Report the number of lines that include "screenshot", with no additional text.
## Start Available records
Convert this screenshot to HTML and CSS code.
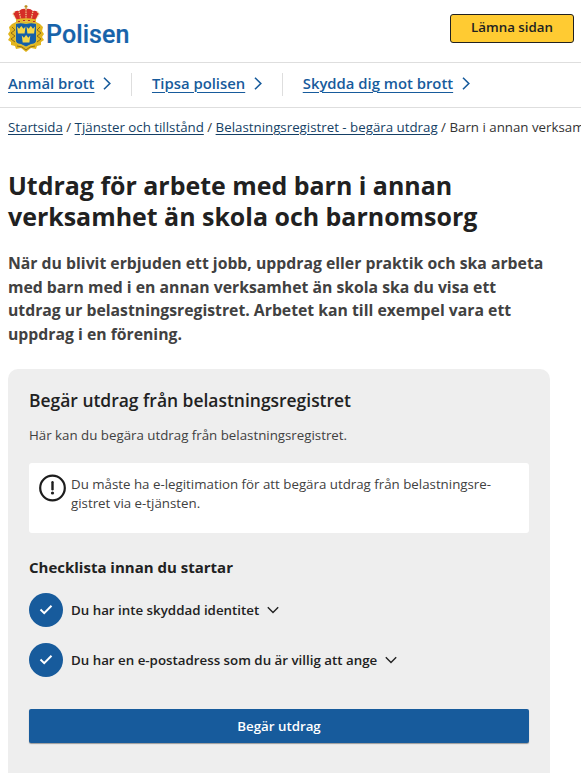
FILE: index.html
```html
<!DOCTYPE html>
<html lang="sv">
<head>
<meta charset="utf-8">
<title>Polisen</title>
<link rel="stylesheet" href="styles.css">
</head>
<body>
<header class="top">
  <a class="brand">
    <svg class="crest" width="36" height="48" viewBox="0 0 36 48">
      <path d="M8 17 L4 19 1 22 2 26 0 29 2 32 0 35 3 37 3 40 7 41 8 44 13 43 18 47 23 43 28 44 29 41 33 40 33 37 36 35 34 32 36 29 34 26 35 22 32 19 28 17Z" fill="#e2b51e"/>
      <path d="M4 22l3 3-4 3 4 3-4 3 4 3M32 22l-3 3 4 3-4 3 4 3-4 3M9 41l5 1 4 3 4-3 5-1" fill="none" stroke="#80651c" stroke-width=".9"/>
      <path d="M7.5 18.5 Q13 17 18 18.5 Q23 17 28.5 18.5 V36 Q28 39 23 39.5 L18 42 13 39.5 Q8 39 7.5 36Z" fill="#155fa8" stroke="#f1cd37" stroke-width=".8"/>
      <path d="M9 16 L5 9 Q7 5 11 6 Q14 3 18 4 Q22 3 25 6 Q29 5 31 9 L27 16Z" fill="#d52d27"/>
      <path d="M9 16 L5 9 7 6M13 15 L11 6M18 15V4M23 15 L25 6M27 16 L31 9 29 6" fill="none" stroke="#f3d994" stroke-width="1.3" stroke-dasharray="1.4 1"/>
      <path d="M8 14.5Q18 12 28 14.5V18Q18 15.5 8 18Z" fill="#e6b72a"/>
      <path d="M10 16.5h2m3-1h2m3 0h2m3 1h2" stroke="#b73028" stroke-width="1.2"/>
      <path d="M18 0v4M16.5 1.5h3" stroke="#bd8d20" stroke-width="1.3"/>
      <path d="M9 21.5l2.1 2.2 2.2-2.7 2.2 2.7 2-2.2-.9 7h-6.7ZM18.5 21.5l2.1 2.2 2.2-2.7 2.2 2.7 2-2.2-.9 7h-6.7ZM13.8 30.5l2.1 2.2 2.2-2.7 2.2 2.7 2-2.2-.9 7h-6.7Z" fill="#f7d848"/>
    </svg>
    <span class="wordmark">Polisen</span>
  </a>
  <button class="leave">Lämna sidan</button>
</header>
<nav class="nav">
  <div class="nav-item"><a>Anmäl brott</a><svg width="8" height="13" viewBox="0 0 8 13"><path d="M1 .8l5.8 5.7L1 12.2"/></svg></div>
  <div class="nav-item"><a>Tipsa polisen</a><svg width="8" height="13" viewBox="0 0 8 13"><path d="M1 .8l5.8 5.7L1 12.2"/></svg></div>
  <div class="nav-item"><a>Skydda dig mot brott</a><svg width="8" height="13" viewBox="0 0 8 13"><path d="M1 .8l5.8 5.7L1 12.2"/></svg></div>
</nav>
<div class="crumbs"><a>Startsida</a> / <a>Tjänster och tillstånd</a> / <a>Belastningsregistret - begära utdrag</a> / Barn i annan verksamhet</div>
<main>
  <h1>Utdrag för arbete med barn i annan<br>verksamhet än skola och barnomsorg</h1>
  <p class="intro">När du blivit erbjuden ett jobb, uppdrag eller praktik och ska arbeta<br>med barn med i en annan verksamhet än skola ska du visa ett<br>utdrag ur belastningsregistret. Arbetet kan till exempel vara ett<br>uppdrag i en förening.</p>
  <section class="card">
    <h2>Begär utdrag från belastningsregistret</h2>
    <p class="lead">Här kan du begära utdrag från belastningsregistret.</p>
    <div class="notice">
      <svg width="28" height="28" viewBox="0 0 28 28"><circle cx="13.5" cy="14" r="12.3" fill="none" stroke="#1d1d1d" stroke-width="2.2"/><path d="M13.5 8.2v7" stroke="#1d1d1d" stroke-width="2.4" stroke-linecap="round"/><circle cx="13.5" cy="19" r="1.6" fill="#1d1d1d"/></svg>
      <p>Du måste ha e-legitimation för att begära utdrag från belastningsre-<br>gistret via e-tjänsten.</p>
    </div>
    <h3>Checklista innan du startar</h3>
    <div class="check">
      <span class="dot"><svg width="14" height="11" viewBox="0 0 14 11"><path d="M1.5 5.5l3.7 3.7L12.5 1.7"/></svg></span>
      <span>Du har inte skyddad identitet</span>
      <svg class="chev" width="12" height="8" viewBox="0 0 12 8"><path d="M.8 1.2L6 6.4l5.2-5.2"/></svg>
    </div>
    <div class="check">
      <span class="dot"><svg width="14" height="11" viewBox="0 0 14 11"><path d="M1.5 5.5l3.7 3.7L12.5 1.7"/></svg></span>
      <span>Du har en e-postadress som du är villig att ange</span>
      <svg class="chev" width="12" height="8" viewBox="0 0 12 8"><path d="M.8 1.2L6 6.4l5.2-5.2"/></svg>
    </div>
    <button class="cta">Begär utdrag</button>
  </section>
</main>
</body>
</html>
```
FILE: styles.css
```css
* { box-sizing: border-box; }
html { overflow: hidden; }
body { margin: 0; height: 773px; overflow: hidden; background: #fff; color: #212121; font-family: "Open Sans", "Liberation Sans", sans-serif; }
h1, h2, h3, p { margin: 0; }
.top { height: 63px; border-bottom: 1px solid #dedede; display: flex; justify-content: space-between; padding: 0 7px 0 8px; }
.brand { display: flex; padding-top: 5px; }
.wordmark { font: 500 25px/30px Roboto, sans-serif; letter-spacing: .1px; color: #1763aa; -webkit-text-stroke: .2px #1763aa; margin: 15px 0 0 2px; }
.leave { width: 124px; height: 29px; margin: 14px 0 0; padding: 0 0 3px; border: 1px solid #212121; border-radius: 3px; background: #ffcb32; color: #212121; font: 600 13.3px/20px "Open Sans", sans-serif; }
.nav { height: 45px; border-bottom: 1px solid #dedede; display: flex; padding: 10px 8px 0; }
.nav-item { display: flex; align-items: center; height: 23px; gap: 9px; color: #175b9c; font-size: 14.85px; font-weight: 600; line-height: 20px; white-space: nowrap; }
.nav-item + .nav-item { border-left: 1px solid #dedede; margin-left: 20px; padding-left: 19.5px; }
.nav-item a { margin-top: -3px; text-decoration: underline; text-decoration-thickness: 1px; text-underline-offset: 3px; }
.nav-item svg { margin-top: -2px; fill: none; stroke: #175b9c; stroke-width: 1.6; }
.crumbs { height: 39px; padding: 9px 0 0 8px; font-size: 13.3px; line-height: 20px; white-space: nowrap; color: #333; }
.crumbs a { color: #153f65; text-decoration: underline; text-underline-offset: 2px; }
main { padding: 23px 31px 0 8px; }
h1 { font-size: 24.95px; line-height: 31px; font-weight: 700; white-space: nowrap; }
.intro { margin-top: 20px; font-size: 15.78px; line-height: 23.7px; font-weight: 700; color: #414141; white-space: nowrap; }
.card { height: 430px; margin-top: 22px; padding: 20px 21px; border-radius: 10px; background: #eee; }
h2 { font-size: 17.45px; line-height: 22px; font-weight: 600; }
.lead { margin-top: 14px; font-size: 13.3px; line-height: 20px; color: #414141; }
.notice { height: 70px; margin-top: 18px; padding: 11px 10px; border-radius: 3px; background: #fff; display: flex; gap: 4px; }
.notice p { margin-top: 1px; font-size: 13.3px; line-height: 19.5px; color: #414141; white-space: nowrap; }
h3 { margin: 24px 0 15px; font-size: 15px; line-height: 21px; font-weight: 700; }
.check { display: flex; align-items: center; height: 34px; margin-bottom: 16px; gap: 8px; font-size: 13.32px; font-weight: 600; }
.dot { width: 34px; height: 34px; border-radius: 50%; background: #175b9c; display: flex; align-items: center; justify-content: center; }
.dot svg { fill: none; stroke: #fff; stroke-width: 2; }
.chev { fill: none; stroke: #212121; stroke-width: 1.4; }
.cta { display: block; width: 100%; height: 34px; margin-top: 32px; padding: 0; border: 0; border-radius: 2px; background: #175b9c; box-shadow: 0 1px 1px #999; color: #fff; font: 600 13.3px/20px "Open Sans", sans-serif; }
```
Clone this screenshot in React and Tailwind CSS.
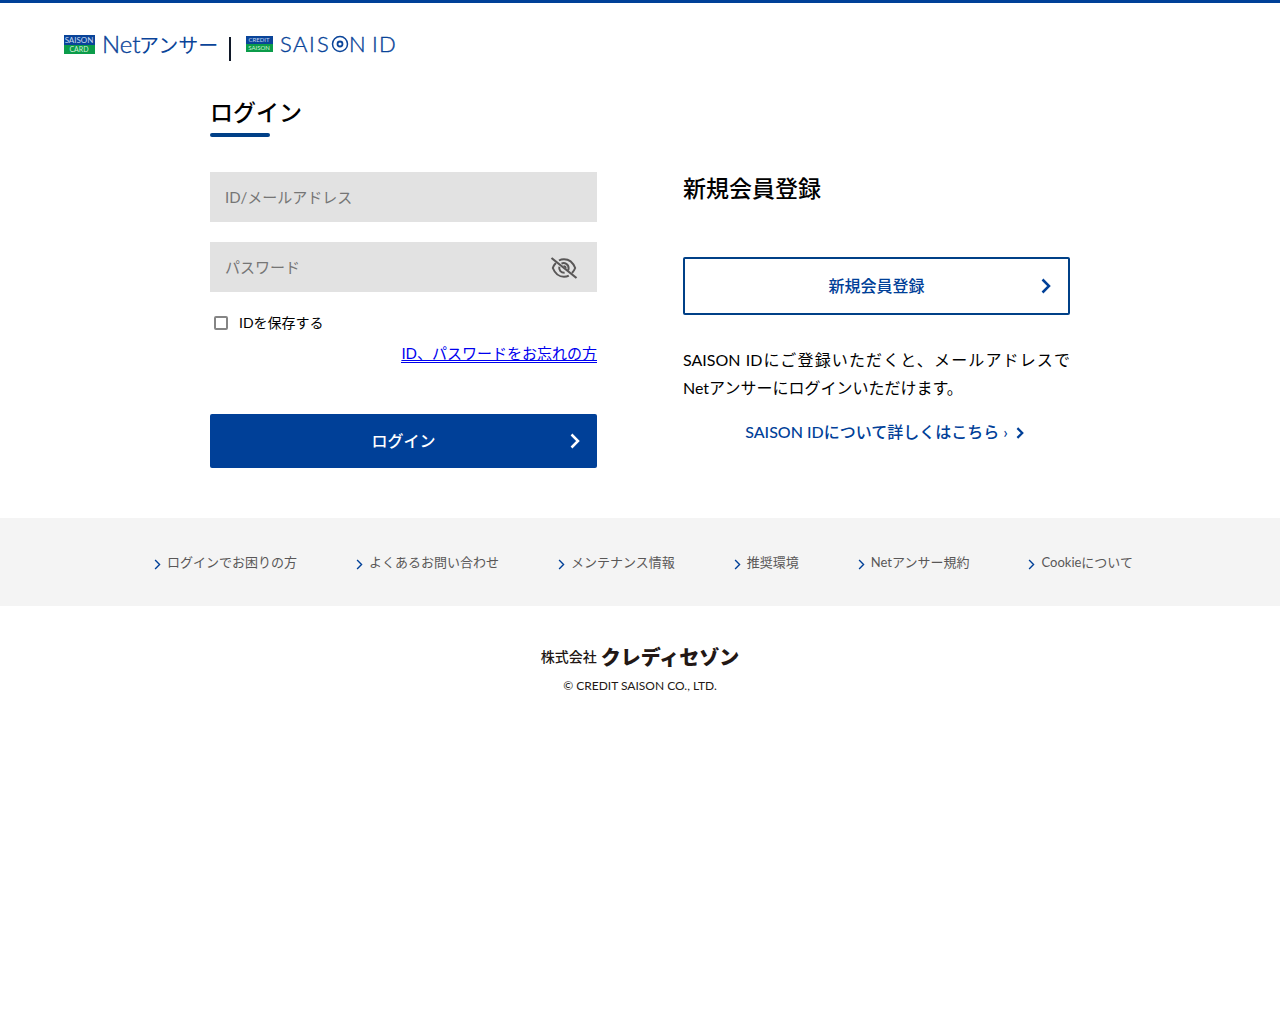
## End Available records
Complete answer = 2